<<<<

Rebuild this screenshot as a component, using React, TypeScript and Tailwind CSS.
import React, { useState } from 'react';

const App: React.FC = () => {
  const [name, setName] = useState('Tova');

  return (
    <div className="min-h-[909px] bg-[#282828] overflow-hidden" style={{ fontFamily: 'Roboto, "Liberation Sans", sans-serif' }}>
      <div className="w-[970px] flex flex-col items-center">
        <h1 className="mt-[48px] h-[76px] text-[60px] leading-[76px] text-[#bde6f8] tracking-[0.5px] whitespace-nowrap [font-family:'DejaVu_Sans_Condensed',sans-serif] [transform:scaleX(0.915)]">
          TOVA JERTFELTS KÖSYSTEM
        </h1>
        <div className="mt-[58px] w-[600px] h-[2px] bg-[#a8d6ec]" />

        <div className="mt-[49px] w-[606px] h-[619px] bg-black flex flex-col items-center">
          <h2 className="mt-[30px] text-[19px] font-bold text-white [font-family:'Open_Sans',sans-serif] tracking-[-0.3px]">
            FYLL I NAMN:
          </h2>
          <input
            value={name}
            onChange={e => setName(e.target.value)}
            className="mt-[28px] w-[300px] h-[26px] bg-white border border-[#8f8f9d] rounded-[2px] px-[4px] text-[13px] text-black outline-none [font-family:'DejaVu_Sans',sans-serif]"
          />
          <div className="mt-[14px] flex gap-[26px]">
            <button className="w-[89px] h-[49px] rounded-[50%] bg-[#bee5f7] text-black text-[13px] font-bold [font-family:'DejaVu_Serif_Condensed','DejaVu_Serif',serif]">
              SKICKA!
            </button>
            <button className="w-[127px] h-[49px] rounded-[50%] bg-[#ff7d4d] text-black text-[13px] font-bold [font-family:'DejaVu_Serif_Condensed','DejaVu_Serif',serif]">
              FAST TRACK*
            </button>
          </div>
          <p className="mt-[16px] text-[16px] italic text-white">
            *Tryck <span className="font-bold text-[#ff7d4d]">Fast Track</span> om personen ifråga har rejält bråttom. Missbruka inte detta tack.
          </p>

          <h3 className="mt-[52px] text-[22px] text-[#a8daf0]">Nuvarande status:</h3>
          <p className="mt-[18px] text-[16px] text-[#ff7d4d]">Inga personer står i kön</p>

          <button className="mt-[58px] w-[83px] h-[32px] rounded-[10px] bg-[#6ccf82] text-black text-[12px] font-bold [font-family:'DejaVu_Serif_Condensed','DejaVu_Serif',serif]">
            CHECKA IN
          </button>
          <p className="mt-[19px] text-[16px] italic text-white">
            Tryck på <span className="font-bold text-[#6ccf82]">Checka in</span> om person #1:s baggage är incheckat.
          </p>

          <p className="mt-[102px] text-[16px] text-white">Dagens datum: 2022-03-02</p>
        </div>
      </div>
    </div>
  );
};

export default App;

>>>>
<<<<

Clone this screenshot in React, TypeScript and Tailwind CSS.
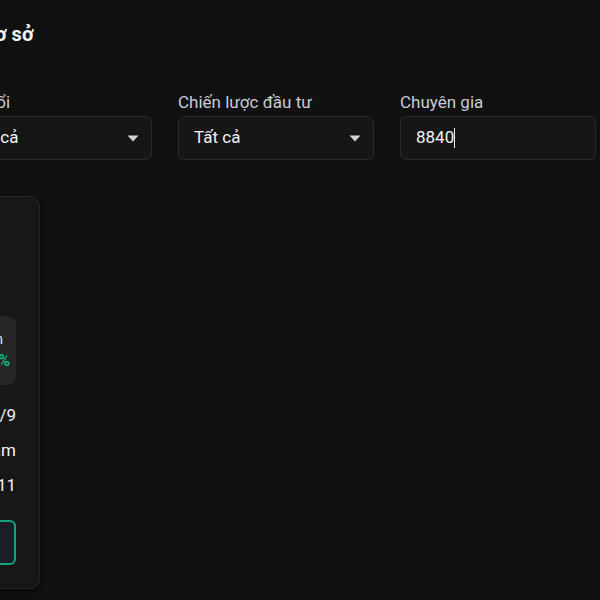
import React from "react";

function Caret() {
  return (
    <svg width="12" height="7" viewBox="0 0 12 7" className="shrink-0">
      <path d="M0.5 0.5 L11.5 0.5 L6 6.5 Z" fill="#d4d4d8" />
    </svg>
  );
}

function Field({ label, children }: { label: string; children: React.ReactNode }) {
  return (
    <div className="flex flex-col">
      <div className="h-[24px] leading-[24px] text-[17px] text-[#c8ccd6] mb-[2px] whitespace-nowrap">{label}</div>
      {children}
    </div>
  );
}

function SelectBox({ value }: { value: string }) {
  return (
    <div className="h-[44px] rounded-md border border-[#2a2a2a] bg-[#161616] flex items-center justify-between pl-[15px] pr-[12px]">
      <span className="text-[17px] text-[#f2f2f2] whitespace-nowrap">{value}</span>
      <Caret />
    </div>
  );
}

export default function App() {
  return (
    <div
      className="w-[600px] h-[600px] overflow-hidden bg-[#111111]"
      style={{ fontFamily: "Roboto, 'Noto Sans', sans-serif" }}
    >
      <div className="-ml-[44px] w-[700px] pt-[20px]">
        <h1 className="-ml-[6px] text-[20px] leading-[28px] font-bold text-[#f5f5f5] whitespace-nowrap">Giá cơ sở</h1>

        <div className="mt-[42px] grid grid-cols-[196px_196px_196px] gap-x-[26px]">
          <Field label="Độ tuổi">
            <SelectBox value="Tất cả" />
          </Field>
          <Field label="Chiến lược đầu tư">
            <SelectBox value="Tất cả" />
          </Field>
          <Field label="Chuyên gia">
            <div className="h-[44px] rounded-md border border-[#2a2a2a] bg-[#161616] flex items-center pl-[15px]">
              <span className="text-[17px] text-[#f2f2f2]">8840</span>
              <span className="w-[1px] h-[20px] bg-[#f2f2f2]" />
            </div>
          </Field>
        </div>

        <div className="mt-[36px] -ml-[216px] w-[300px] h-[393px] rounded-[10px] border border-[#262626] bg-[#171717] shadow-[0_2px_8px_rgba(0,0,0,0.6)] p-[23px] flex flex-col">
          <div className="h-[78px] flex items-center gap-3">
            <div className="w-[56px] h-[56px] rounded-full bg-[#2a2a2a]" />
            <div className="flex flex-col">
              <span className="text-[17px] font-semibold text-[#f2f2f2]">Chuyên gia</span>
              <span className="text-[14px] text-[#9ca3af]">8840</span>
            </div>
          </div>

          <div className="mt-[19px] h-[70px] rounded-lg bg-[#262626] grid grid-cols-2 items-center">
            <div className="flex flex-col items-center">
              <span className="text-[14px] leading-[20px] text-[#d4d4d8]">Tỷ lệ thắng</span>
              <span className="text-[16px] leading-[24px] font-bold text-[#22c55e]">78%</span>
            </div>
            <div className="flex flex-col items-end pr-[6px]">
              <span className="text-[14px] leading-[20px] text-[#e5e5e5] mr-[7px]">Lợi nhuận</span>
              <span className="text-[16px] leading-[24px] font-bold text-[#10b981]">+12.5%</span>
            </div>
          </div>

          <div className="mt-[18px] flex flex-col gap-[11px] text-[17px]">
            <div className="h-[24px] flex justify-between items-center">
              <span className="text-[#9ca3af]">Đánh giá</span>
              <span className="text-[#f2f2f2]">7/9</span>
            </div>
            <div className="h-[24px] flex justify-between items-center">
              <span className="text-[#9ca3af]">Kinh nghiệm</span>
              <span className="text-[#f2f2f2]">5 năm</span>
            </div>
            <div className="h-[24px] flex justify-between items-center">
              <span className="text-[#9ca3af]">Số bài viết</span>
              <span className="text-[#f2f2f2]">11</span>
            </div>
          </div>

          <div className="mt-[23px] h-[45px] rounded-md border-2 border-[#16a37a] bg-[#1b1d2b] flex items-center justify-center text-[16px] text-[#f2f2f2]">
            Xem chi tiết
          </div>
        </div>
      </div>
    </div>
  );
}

>>>>
<<<<

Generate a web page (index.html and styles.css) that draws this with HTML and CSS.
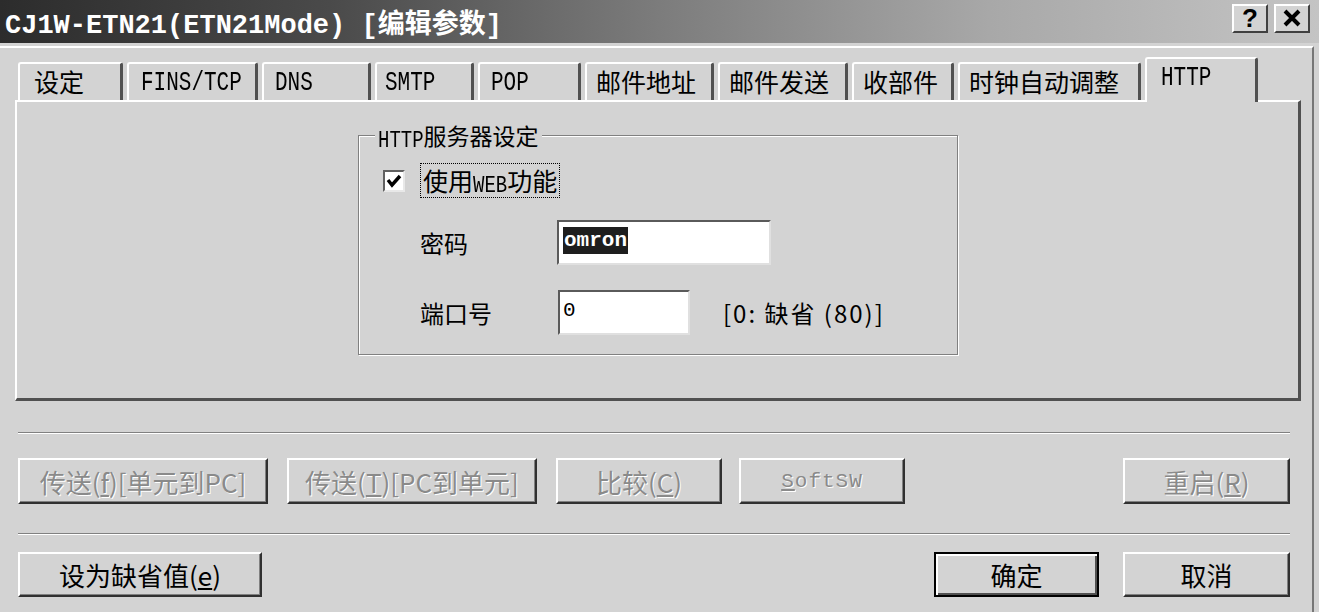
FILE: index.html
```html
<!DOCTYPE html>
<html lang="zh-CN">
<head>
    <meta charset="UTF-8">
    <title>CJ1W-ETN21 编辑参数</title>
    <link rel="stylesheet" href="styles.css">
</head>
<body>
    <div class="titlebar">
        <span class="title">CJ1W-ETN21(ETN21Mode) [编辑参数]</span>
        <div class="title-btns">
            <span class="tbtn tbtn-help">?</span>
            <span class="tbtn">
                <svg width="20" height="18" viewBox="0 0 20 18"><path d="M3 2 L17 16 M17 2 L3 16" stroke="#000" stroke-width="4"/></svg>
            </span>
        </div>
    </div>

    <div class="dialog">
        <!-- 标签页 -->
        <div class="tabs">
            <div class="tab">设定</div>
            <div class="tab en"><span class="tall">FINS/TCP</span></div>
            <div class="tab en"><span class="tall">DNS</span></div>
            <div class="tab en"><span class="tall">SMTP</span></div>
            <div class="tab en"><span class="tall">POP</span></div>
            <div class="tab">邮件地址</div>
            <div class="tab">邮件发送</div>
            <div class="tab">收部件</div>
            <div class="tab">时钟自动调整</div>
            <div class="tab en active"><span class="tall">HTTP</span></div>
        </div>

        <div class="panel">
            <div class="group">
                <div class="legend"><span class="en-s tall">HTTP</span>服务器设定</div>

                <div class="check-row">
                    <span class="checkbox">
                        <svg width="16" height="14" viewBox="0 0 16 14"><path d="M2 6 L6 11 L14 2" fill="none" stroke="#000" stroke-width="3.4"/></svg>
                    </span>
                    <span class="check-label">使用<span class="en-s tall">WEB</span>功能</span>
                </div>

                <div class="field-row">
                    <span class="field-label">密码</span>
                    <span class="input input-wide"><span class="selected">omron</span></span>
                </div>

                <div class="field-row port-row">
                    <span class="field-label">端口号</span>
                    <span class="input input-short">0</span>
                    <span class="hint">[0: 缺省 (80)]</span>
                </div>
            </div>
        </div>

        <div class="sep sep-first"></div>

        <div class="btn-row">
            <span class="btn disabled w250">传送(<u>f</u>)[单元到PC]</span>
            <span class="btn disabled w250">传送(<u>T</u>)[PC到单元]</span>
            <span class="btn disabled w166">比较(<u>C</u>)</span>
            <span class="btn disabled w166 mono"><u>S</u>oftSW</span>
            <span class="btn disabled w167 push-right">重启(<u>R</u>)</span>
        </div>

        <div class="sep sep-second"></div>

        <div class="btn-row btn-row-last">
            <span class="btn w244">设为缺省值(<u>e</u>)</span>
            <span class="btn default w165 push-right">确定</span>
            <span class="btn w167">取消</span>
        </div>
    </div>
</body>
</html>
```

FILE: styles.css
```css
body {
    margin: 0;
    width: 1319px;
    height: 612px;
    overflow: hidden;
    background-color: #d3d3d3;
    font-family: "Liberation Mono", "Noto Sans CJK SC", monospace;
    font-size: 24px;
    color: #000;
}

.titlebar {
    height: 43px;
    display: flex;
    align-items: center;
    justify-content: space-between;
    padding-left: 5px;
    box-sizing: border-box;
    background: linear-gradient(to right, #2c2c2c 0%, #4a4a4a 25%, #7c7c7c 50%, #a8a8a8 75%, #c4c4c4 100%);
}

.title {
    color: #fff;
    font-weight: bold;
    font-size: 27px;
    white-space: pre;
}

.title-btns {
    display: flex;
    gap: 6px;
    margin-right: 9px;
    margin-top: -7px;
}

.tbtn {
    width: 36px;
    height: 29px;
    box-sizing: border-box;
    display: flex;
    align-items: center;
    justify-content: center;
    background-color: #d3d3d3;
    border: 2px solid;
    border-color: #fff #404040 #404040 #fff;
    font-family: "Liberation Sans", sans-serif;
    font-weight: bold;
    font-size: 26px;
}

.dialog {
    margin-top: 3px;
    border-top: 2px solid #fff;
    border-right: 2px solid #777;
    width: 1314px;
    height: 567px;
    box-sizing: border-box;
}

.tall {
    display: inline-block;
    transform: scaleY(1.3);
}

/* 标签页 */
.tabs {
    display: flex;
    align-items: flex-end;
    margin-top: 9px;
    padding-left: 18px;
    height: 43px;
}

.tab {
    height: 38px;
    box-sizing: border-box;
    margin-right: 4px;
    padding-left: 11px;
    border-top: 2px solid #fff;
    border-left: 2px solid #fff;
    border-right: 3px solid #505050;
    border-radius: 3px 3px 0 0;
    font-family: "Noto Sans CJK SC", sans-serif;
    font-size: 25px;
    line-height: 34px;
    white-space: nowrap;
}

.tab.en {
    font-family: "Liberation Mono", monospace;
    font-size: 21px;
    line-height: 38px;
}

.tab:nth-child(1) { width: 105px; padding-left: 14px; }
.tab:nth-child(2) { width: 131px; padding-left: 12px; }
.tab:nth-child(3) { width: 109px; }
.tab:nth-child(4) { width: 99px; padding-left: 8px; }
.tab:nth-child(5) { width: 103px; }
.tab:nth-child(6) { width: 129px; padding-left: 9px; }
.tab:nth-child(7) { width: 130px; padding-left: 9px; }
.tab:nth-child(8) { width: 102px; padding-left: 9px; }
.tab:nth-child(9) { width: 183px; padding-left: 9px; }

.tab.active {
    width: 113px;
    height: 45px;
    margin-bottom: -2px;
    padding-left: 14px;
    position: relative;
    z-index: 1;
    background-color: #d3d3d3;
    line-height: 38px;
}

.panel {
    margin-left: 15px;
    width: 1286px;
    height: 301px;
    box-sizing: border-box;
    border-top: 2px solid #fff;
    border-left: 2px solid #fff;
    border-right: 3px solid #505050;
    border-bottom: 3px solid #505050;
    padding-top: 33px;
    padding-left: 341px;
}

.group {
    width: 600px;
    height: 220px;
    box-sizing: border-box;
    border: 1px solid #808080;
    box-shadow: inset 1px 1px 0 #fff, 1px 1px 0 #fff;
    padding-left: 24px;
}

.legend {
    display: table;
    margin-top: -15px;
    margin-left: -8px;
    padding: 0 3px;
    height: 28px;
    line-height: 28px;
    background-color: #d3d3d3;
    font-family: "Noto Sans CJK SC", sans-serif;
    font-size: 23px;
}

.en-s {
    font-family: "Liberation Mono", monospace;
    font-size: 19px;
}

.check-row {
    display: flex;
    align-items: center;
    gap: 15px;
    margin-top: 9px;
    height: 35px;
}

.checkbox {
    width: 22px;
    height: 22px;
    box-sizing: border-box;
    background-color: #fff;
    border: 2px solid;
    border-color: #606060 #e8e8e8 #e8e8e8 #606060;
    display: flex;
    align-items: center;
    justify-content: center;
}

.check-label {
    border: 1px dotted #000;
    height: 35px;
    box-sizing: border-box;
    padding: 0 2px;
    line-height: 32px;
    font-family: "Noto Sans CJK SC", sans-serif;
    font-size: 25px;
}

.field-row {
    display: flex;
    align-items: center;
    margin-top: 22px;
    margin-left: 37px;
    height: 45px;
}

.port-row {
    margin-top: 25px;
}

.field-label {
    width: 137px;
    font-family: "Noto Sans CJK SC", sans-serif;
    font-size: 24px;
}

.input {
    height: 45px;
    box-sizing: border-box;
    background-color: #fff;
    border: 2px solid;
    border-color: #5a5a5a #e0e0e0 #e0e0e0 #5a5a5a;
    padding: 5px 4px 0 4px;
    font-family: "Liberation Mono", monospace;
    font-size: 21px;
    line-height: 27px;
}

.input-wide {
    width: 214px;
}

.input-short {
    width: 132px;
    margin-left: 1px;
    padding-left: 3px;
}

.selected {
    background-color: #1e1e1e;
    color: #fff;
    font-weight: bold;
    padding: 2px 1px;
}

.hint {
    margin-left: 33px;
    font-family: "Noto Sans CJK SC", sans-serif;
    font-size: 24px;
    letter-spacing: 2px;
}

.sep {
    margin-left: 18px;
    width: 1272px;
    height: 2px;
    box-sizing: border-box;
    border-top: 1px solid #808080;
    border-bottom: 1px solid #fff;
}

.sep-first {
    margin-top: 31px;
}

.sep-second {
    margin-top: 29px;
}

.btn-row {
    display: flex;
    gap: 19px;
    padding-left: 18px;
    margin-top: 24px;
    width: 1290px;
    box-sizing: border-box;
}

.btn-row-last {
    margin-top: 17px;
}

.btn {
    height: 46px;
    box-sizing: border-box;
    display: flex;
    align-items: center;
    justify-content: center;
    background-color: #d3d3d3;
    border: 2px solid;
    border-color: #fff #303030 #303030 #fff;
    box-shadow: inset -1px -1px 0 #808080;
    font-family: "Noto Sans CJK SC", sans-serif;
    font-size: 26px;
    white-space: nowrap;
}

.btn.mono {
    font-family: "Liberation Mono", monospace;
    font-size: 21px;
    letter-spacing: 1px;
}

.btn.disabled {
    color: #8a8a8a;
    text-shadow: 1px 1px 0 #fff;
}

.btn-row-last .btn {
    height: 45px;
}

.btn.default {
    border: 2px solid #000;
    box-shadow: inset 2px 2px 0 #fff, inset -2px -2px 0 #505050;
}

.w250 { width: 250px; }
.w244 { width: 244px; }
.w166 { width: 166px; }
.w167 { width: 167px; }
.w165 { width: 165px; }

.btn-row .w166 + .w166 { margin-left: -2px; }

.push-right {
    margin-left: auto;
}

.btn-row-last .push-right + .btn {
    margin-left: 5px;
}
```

>>>>

WHAT YOU WILL DO:
Copy every line that includes the string "this" from the material above.

RESPONSE BELOW:
Rebuild this screenshot as a component, using React, TypeScript and Tailwind CSS.
Clone this screenshot in React, TypeScript and Tailwind CSS.
Generate a web page (index.html and styles.css) that draws this with HTML and CSS.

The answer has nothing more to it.